# Start of Records provided
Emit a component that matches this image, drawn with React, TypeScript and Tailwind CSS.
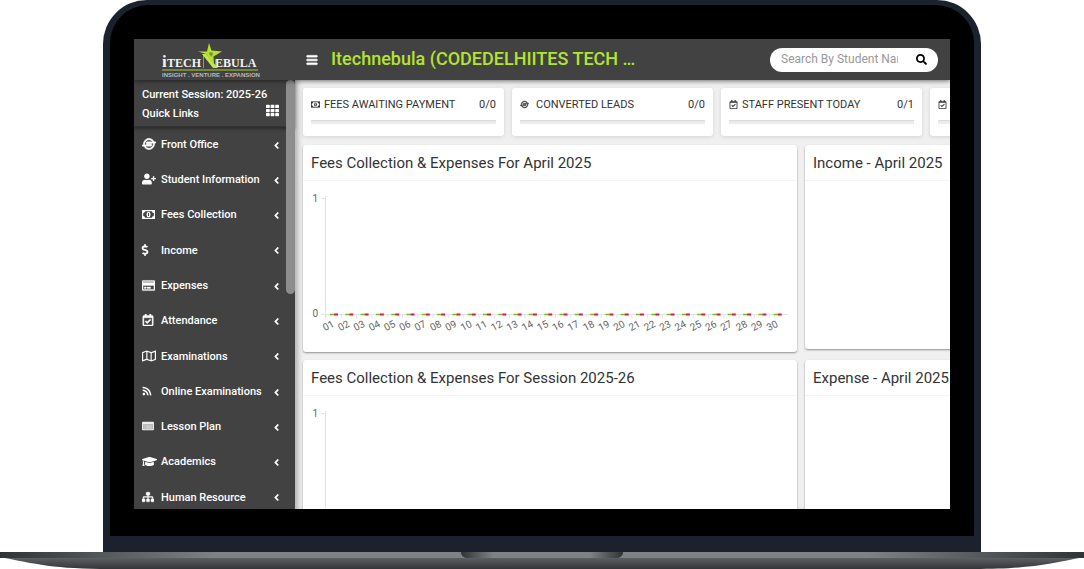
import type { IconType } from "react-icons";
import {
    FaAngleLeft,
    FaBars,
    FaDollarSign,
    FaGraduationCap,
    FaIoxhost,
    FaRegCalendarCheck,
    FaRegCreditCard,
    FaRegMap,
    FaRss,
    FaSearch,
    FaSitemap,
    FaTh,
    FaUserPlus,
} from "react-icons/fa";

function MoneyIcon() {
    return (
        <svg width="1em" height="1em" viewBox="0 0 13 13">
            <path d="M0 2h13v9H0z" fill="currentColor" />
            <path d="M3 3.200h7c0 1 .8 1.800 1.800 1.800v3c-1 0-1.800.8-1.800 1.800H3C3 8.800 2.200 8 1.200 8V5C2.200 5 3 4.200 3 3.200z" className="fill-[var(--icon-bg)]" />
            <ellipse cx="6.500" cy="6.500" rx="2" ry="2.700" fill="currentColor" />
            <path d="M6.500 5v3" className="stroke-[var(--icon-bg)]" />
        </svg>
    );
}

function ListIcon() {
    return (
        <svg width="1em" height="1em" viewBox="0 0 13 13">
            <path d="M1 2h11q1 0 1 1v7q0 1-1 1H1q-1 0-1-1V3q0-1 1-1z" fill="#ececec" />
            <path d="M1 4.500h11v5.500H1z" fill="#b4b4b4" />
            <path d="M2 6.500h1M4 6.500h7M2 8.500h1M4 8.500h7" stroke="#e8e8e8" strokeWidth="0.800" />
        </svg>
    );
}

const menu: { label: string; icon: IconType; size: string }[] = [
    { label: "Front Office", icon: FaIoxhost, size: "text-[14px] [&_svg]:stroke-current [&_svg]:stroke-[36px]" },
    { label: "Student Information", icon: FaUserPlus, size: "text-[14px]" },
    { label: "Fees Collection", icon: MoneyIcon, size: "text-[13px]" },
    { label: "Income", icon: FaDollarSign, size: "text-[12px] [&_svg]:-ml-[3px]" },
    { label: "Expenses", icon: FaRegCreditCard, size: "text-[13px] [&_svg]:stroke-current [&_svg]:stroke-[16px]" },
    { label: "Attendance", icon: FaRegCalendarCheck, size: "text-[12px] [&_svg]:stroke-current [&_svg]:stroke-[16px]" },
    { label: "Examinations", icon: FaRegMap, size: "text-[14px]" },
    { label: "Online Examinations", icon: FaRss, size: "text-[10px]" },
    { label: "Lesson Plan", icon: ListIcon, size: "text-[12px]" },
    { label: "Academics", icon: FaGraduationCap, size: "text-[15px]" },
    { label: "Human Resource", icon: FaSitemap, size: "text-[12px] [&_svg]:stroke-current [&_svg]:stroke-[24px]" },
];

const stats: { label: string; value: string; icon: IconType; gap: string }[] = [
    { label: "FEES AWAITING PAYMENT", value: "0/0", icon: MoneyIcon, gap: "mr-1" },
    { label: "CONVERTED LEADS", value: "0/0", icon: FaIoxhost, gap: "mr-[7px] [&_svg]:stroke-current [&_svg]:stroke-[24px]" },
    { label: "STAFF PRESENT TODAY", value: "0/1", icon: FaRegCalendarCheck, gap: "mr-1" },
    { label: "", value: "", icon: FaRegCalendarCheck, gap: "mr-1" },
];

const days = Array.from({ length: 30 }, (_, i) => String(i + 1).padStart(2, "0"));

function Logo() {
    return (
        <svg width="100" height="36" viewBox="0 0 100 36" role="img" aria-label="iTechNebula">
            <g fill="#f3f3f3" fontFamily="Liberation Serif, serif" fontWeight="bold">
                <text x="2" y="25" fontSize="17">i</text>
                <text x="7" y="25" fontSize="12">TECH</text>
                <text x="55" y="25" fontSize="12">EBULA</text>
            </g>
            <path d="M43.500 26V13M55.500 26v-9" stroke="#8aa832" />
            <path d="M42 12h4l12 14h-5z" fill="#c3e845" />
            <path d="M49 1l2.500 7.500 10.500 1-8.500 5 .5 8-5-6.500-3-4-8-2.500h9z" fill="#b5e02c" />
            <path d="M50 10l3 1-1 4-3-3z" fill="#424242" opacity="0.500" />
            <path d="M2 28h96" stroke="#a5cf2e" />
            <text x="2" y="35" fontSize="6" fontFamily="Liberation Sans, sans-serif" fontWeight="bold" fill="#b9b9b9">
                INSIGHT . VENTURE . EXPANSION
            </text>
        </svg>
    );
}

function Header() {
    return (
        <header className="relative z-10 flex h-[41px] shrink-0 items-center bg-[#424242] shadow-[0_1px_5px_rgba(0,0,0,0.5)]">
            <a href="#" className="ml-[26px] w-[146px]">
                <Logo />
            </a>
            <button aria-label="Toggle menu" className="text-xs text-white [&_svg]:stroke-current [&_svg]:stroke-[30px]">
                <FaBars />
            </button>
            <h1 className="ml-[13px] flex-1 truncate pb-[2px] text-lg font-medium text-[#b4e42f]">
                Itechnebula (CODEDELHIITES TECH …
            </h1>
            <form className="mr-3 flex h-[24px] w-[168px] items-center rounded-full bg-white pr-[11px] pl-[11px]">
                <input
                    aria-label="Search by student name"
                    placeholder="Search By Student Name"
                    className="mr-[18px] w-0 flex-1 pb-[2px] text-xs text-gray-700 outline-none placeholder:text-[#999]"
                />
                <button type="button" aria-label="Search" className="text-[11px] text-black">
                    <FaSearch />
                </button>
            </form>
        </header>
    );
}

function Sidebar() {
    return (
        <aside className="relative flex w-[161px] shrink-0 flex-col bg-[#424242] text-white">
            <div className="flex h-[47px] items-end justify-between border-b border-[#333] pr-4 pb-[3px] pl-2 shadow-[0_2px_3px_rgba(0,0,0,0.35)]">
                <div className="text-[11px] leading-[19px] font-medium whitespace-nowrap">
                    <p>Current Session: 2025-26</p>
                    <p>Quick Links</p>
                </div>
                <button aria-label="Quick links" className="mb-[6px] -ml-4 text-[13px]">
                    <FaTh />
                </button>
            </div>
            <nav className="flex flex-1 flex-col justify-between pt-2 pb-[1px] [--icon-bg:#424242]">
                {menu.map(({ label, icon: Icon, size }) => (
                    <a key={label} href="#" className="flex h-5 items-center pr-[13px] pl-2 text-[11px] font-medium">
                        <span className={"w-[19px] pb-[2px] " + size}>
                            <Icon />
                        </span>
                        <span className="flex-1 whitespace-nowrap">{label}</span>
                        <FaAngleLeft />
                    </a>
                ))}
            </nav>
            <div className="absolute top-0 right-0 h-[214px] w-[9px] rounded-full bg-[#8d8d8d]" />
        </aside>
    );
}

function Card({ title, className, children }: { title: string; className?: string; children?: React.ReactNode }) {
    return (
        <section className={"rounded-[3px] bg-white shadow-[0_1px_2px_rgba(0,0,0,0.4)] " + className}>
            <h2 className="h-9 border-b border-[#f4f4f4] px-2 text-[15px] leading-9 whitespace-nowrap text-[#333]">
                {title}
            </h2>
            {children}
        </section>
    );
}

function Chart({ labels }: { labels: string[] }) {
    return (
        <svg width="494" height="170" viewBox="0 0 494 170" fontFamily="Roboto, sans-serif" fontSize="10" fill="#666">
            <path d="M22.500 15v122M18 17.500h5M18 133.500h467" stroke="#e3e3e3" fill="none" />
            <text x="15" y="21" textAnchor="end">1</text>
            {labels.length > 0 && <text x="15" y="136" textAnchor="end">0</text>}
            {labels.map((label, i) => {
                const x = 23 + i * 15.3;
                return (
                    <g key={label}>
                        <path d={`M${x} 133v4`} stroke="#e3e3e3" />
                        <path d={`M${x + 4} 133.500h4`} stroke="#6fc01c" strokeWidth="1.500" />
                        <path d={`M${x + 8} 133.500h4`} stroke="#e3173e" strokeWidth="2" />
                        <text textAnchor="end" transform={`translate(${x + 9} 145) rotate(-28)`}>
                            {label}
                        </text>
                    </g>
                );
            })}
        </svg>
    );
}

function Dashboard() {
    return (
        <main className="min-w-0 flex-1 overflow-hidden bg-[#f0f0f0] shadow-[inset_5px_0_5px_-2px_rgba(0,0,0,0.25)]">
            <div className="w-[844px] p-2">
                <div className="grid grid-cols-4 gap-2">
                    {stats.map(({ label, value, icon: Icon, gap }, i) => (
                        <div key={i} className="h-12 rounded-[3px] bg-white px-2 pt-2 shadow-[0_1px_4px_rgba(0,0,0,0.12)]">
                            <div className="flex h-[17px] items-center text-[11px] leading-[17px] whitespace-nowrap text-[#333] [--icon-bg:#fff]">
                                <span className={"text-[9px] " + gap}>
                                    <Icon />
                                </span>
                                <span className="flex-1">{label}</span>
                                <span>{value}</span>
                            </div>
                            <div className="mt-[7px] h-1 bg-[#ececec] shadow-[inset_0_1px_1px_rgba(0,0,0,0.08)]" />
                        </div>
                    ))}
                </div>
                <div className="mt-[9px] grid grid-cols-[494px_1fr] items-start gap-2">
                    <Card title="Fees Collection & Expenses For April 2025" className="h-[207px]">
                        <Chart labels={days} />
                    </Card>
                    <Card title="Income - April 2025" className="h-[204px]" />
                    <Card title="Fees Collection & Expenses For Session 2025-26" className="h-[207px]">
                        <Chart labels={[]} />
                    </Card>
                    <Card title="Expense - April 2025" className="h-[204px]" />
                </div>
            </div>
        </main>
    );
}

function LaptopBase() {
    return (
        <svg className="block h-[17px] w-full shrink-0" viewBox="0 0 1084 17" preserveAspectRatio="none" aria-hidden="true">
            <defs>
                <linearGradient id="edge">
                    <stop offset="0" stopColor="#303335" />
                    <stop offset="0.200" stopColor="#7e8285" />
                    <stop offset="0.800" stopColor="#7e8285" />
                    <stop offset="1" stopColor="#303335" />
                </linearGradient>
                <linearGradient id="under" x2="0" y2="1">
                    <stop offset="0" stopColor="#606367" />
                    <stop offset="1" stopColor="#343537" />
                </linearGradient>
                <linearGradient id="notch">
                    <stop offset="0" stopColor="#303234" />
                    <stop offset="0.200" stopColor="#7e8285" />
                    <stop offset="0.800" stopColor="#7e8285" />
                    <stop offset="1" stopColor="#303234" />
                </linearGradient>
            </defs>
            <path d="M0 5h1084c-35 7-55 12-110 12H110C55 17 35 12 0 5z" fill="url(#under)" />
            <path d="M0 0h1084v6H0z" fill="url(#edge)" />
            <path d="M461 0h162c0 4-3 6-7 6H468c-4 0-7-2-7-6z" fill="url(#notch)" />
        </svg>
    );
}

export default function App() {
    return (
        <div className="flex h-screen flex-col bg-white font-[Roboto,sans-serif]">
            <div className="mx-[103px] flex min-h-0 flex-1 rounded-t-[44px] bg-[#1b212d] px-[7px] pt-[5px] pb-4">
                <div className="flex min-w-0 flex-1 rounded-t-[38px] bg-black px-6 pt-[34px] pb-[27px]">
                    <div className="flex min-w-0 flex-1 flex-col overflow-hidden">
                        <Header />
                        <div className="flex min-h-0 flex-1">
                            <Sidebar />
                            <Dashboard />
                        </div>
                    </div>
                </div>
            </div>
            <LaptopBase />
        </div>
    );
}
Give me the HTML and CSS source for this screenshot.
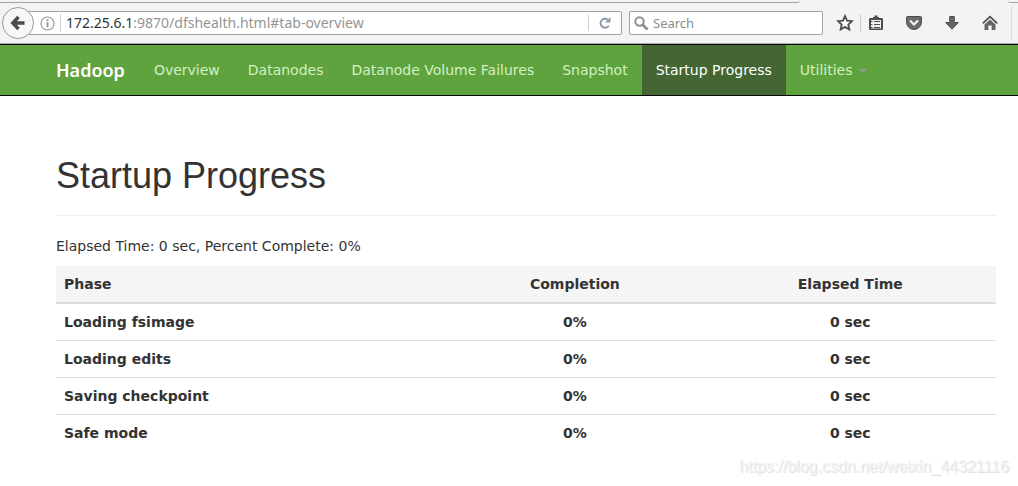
# End of Records provided
#### Your objective:
Give only the number of lines that include the word "this".

#### Final result:
2